Authentication Service

Authentication in this project is handled by a dedicated AuthService that lives in lib/services/. It has one clear responsibility: the cryptographic operations that power auth: hashing passwords before storing them, verifying passwords at login, generating signed JWT tokens on success, and verifying those tokens on protected requests.

Keeping this logic in a service rather than spreading it across route handlers means it can be injected via middleware and consumed cleanly anywhere in the app.

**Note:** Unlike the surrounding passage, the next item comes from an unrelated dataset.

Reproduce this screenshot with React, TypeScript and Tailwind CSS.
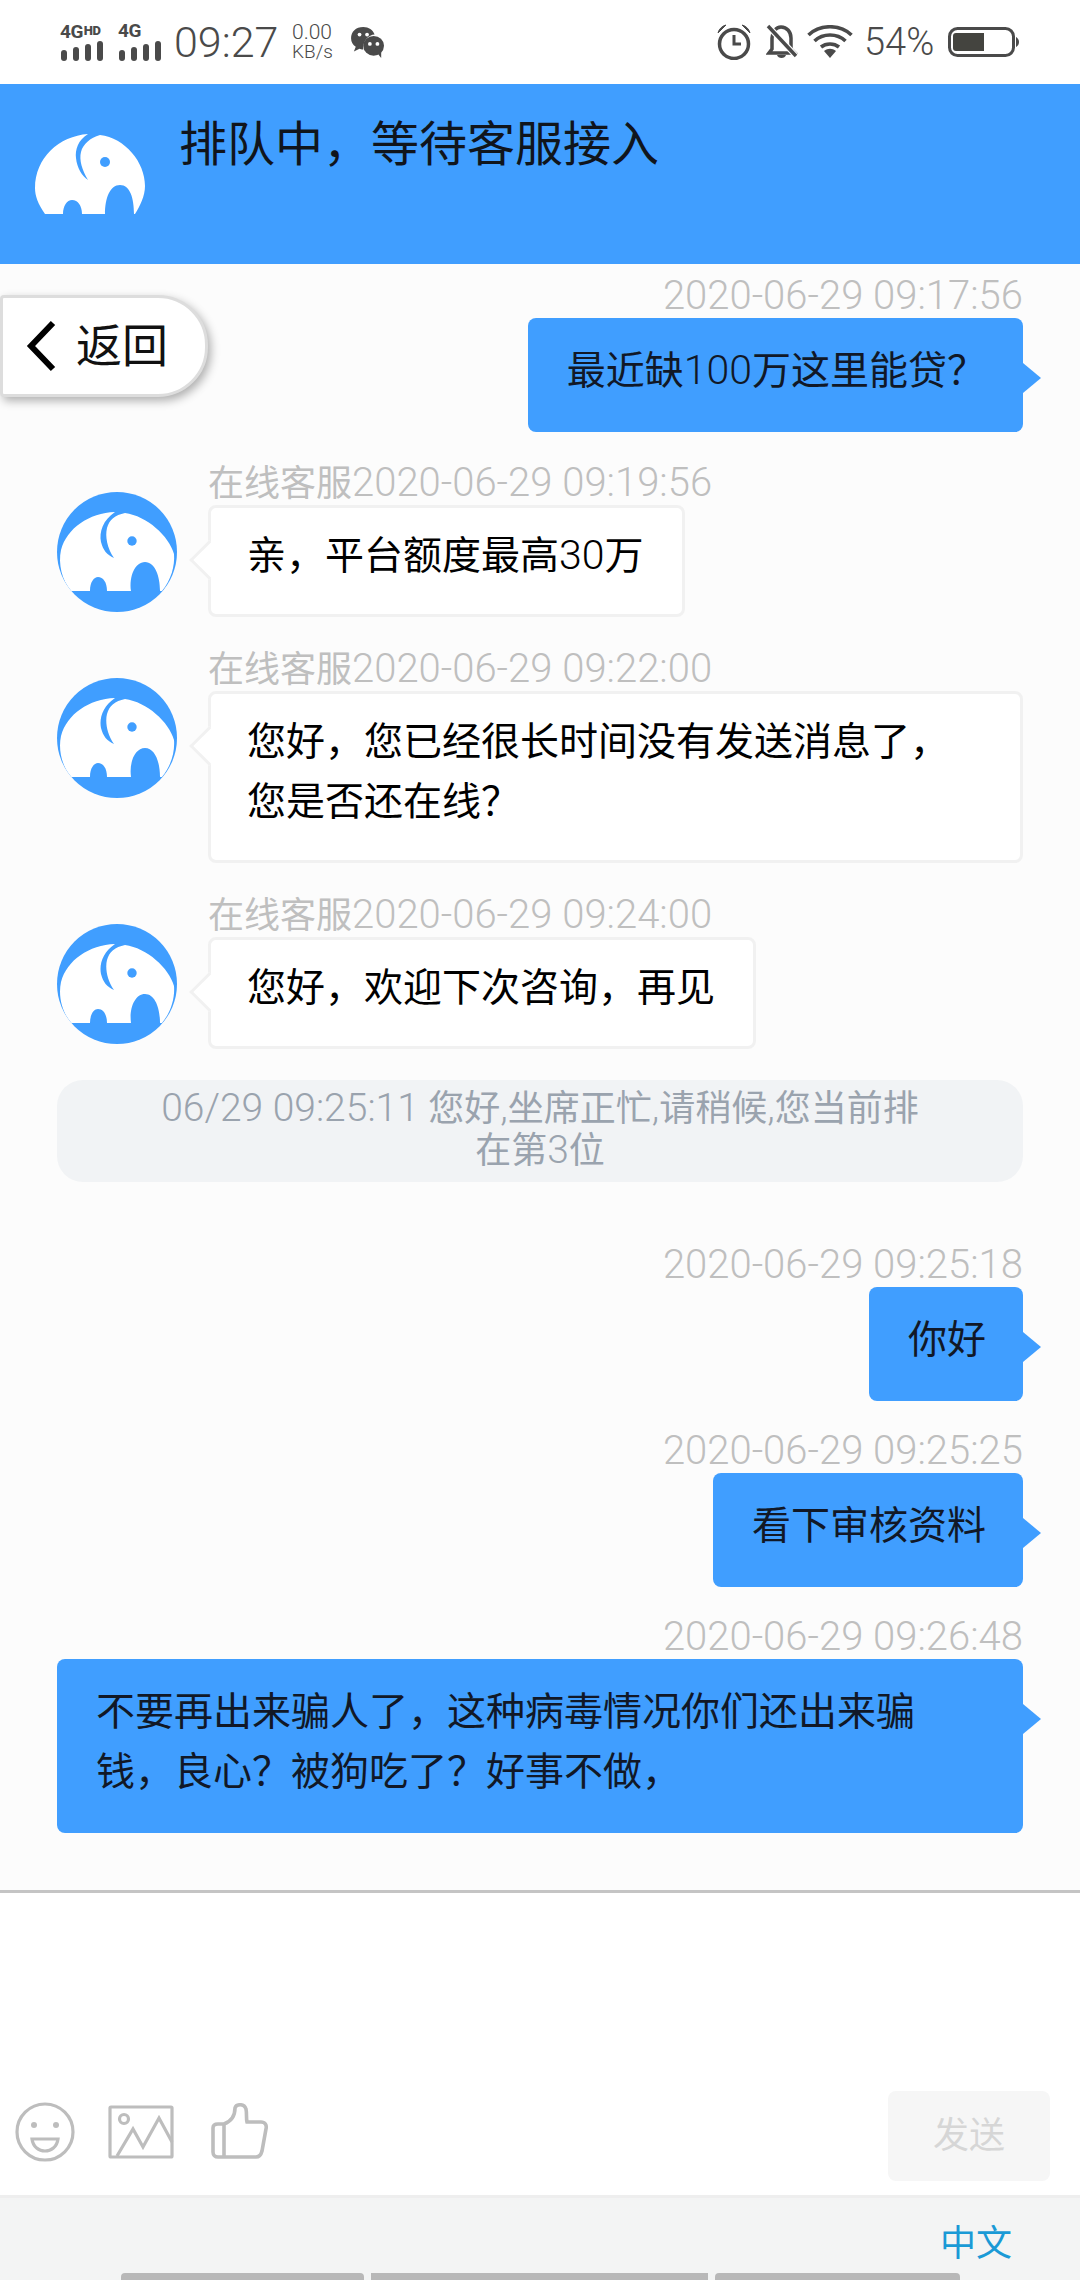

Create lib/services/auth_service.dart:

import 'package:bcrypt/bcrypt.dart';
import 'package:dart_jsonwebtoken/dart_jsonwebtoken.dart';
import '../config/env.dart';
import '../models/user.dart';

class AuthService {
  String hashPassword(String password) =>
      BCrypt.hashpw(password, BCrypt.gensalt());

  bool verifyPassword(String password, String hash) =>
      BCrypt.checkpw(password, hash);

  String generateToken(User user) {
    final jwt = JWT({
      'sub': user.id,
      'email': user.email,
      'iat': DateTime.now().millisecondsSinceEpoch ~/ 1000,
    });
    return jwt.sign(
      SecretKey(Env.jwtSecret),
      expiresIn: Duration(hours: Env.jwtExpiryHours),
    );
  }

  JWT? verifyToken(String token) {
    try {
      return JWT.verify(token, SecretKey(Env.jwtSecret));
    } catch (_) {
      return null;
    }
  }
}

Middleware

Middleware is where Dart Frog's dependency injection model does its most important work. Rather than instantiating repositories and services inside each route handler, we create them once in middleware and make them available to every handler downstream via the RequestContext.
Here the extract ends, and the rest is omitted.